── MATERIAL PROVIDED
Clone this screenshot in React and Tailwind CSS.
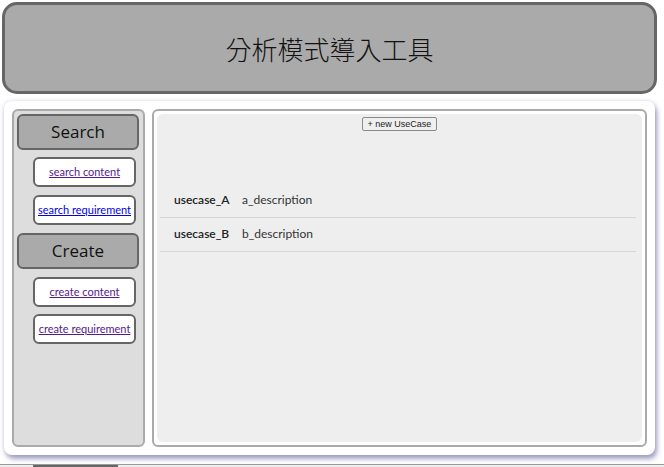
────
── MATERIAL PROVIDED
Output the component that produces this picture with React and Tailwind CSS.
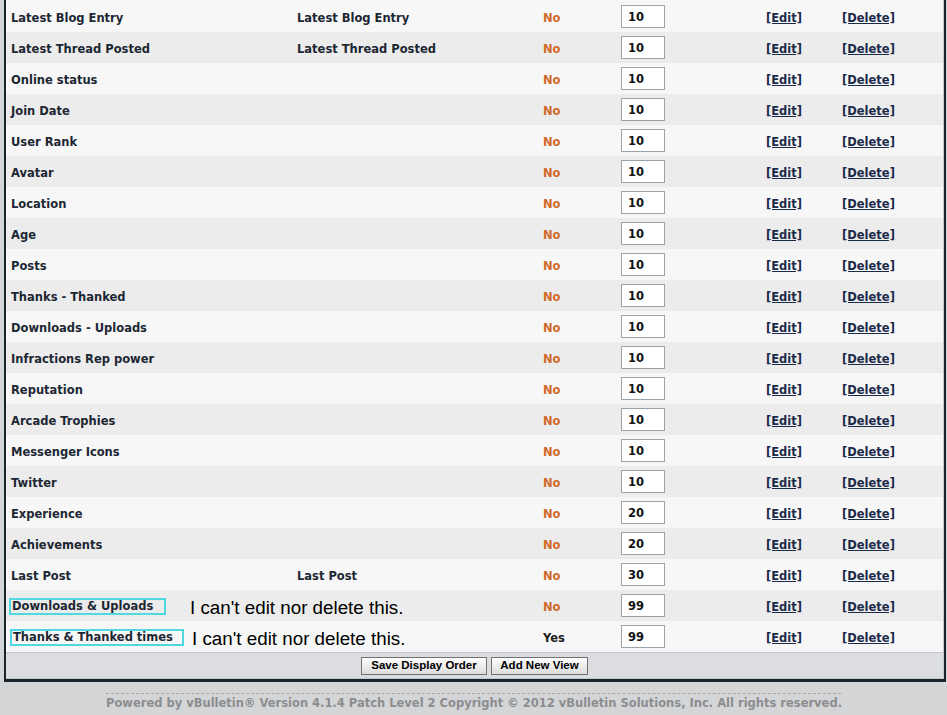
────
── MATERIAL PROVIDED
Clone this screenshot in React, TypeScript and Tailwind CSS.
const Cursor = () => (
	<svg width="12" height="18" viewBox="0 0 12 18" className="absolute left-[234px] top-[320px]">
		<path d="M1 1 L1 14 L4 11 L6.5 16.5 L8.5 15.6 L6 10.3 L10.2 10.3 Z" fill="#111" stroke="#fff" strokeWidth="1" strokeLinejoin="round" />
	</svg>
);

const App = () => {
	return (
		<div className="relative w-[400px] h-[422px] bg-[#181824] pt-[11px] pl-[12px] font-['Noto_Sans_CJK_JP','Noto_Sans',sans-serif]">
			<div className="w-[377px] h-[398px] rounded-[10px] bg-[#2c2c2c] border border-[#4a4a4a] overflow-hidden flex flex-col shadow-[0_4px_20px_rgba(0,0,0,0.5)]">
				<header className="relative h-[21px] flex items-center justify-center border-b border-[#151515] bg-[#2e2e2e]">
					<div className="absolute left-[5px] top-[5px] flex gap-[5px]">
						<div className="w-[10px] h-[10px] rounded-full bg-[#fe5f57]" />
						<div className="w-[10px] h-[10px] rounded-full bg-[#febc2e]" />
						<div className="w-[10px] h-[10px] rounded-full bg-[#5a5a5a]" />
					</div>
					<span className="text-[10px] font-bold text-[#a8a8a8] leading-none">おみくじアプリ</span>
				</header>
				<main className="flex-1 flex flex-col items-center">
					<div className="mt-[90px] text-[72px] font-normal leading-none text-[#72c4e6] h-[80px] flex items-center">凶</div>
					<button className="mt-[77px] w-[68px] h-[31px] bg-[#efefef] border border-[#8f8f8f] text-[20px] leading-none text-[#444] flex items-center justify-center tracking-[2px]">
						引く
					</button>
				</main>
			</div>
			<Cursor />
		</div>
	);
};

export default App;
────
EXERCISE DETAILS
Look through the material and copy each line that has "React".

SOLUTION TO THE EXERCISE
Clone this screenshot in React and Tailwind CSS.
Output the component that produces this picture with React and Tailwind CSS.
Clone this screenshot in React, TypeScript and Tailwind CSS.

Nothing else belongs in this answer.